The first official "Day of Thanksgiving" was proclaimed in 1637 by Governor Winthrop. He did so to celebrate the safe return of men from Massachusetts who had gone to Mystic, Connecticut to participate in the massacre of over 700 Pequot women, children, and men.
About the only true thing in the whole mythology is that these pitiful European strangers would not have survived their first several years in "New England" were it not for the aid of Wampanoag people. What Native people got in return for this help was genocide, theft of our lands, and never-ending repression.
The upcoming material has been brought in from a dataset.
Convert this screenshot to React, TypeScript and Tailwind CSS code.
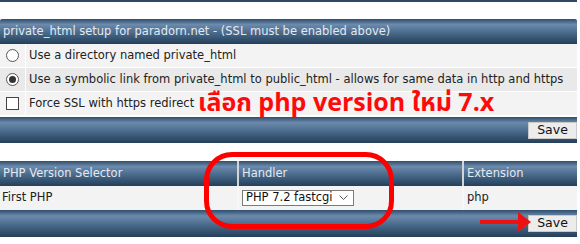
const BAR = 'bg-[linear-gradient(to_bottom,#2f4d6c_0%,#6c8aab_22%,#4f6f91_50%,#33526f_80%,#263f5a_100%)]';

function SaveButton() {
    return (
        <button className="w-[49px] h-[17px] bg-[#ececec] border border-[#c9c9c9] text-[12.5px] leading-none text-[#111] font-['DejaVu_Sans',sans-serif]">
            Save
        </button>
    );
}

function OptionRow({ icon, label, shade }: { icon: React.ReactNode; label: string; shade: string }) {
    return (
        <div className={`flex h-[23px] ${shade}`}>
            <div className="w-[26px] flex items-center justify-center border-r border-white">{icon}</div>
            <div className="flex items-center pl-[3px] text-[11.5px] text-[#222]">{label}</div>
        </div>
    );
}

export default function App() {
    return (
        <div className="relative w-[580px] h-[244px] bg-white overflow-hidden font-['DejaVu_Sans',Verdana,sans-serif]">
            <div className="w-[577px] h-[2px] bg-[#2c4866]" />

            <div className="w-[577px] mt-[17px]">
                <div className={`h-[25px] flex items-center pl-[3px] text-[11.5px] text-[#e3eaf2] rounded-t-[2px] ${BAR}`}>
                    private_html setup for paradorn.net - (SSL must be enabled above)
                </div>
                <div className="flex flex-col gap-px">
                    <OptionRow
                        shade="bg-[#f3f3f3]"
                        label="Use a directory named private_html"
                        icon={<span className="block w-[13px] h-[13px] rounded-full border border-[#555] bg-white" />}
                    />
                    <OptionRow
                        shade="bg-[#e9e9e9]"
                        label="Use a symbolic link from private_html to public_html - allows for same data in http and https"
                        icon={
                            <span className="flex items-center justify-center w-[13px] h-[13px] rounded-full border border-[#555] bg-white">
                                <span className="block w-[7px] h-[7px] rounded-full bg-[#333]" />
                            </span>
                        }
                    />
                    <OptionRow
                        shade="bg-[#f3f3f3]"
                        label="Force SSL with https redirect"
                        icon={<span className="block w-[13px] h-[13px] border border-[#444] bg-white" />}
                    />
                </div>
                <div className={`mt-[2px] h-[26px] flex items-center justify-end ${BAR}`}>
                    <SaveButton />
                </div>
            </div>

            <div className="w-[577px] mt-[18px]">
                <div className="grid grid-cols-[237px_223px_1fr] gap-[2px] bg-[#d4d4d4]">
                    <div className={`h-[25px] flex items-center pl-[3px] text-[11.5px] text-[#e3eaf2] ${BAR}`}>PHP Version Selector</div>
                    <div className={`h-[25px] flex items-center pl-[3px] text-[11.5px] text-[#e3eaf2] ${BAR}`}>Handler</div>
                    <div className={`h-[25px] flex items-center pl-[3px] text-[11.5px] text-[#e3eaf2] ${BAR}`}>Extension</div>
                </div>
                <div className="grid grid-cols-[237px_223px_1fr] gap-[2px] bg-[#f7f7f7] h-[24px] text-[11.5px] text-[#222]">
                    <div className="bg-[#f3f3f3] flex items-center pl-[2px]">First PHP</div>
                    <div className="bg-[#f3f3f3] flex items-center pl-[3px]">
                        <div className="w-[112px] h-[16px] bg-white border border-[#7a7a7a] flex items-center justify-between pl-[3px] pr-[5px] text-[11.5px] text-[#111]">
                            <span>PHP 7.2 fastcgi</span>
                            <svg width="9" height="6" viewBox="0 0 9 6"><path d="M0.5 0.5 L4.5 4.5 L8.5 0.5" fill="none" stroke="#555" strokeWidth="1" /></svg>
                        </div>
                    </div>
                    <div className="bg-[#f3f3f3] flex items-center pl-[3px]">php</div>
                </div>
                <div className={`h-[27px] flex items-center justify-end ${BAR}`}>
                    <SaveButton />
                </div>
            </div>

            <div className="absolute left-[198px] top-[94px] text-[25px] font-bold leading-[18px] text-[#ff0a0a] font-['Noto_Sans_Thai','Noto_Sans_Thai_Looped','Loma','Garuda',sans-serif] whitespace-nowrap">
                เลือก php version ใหม่ 7.x
            </div>

            <div className="absolute left-[204px] top-[152px] w-[190px] h-[77px] rounded-[28px] border-[5px] border-[#ff0000]" />

            <svg className="absolute left-[480px] top-[211px]" width="52" height="22" viewBox="0 0 52 22">
                <rect x="0" y="9" width="40" height="4" fill="#ee1111" />
                <polygon points="38,1 51,11 38,21" fill="#ee1111" />
            </svg>
        </div>
    );
}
But back in 1970, the organizers of the fancy state dinner told Wamsutta he could not speak that truth. They would let him speak only if he agreed to deliver a speech that they would provide. Wamsutta refused to have words put into his mouth. Instead of speaking at the dinner, he and many hundreds of other Native people and our supporters from throughout the Americas gathered in Plymouth and observed the first National Day of Mourning. United American Indians of New England have returned to Plymouth every year since to demonstrate against the Pilgrim mythology.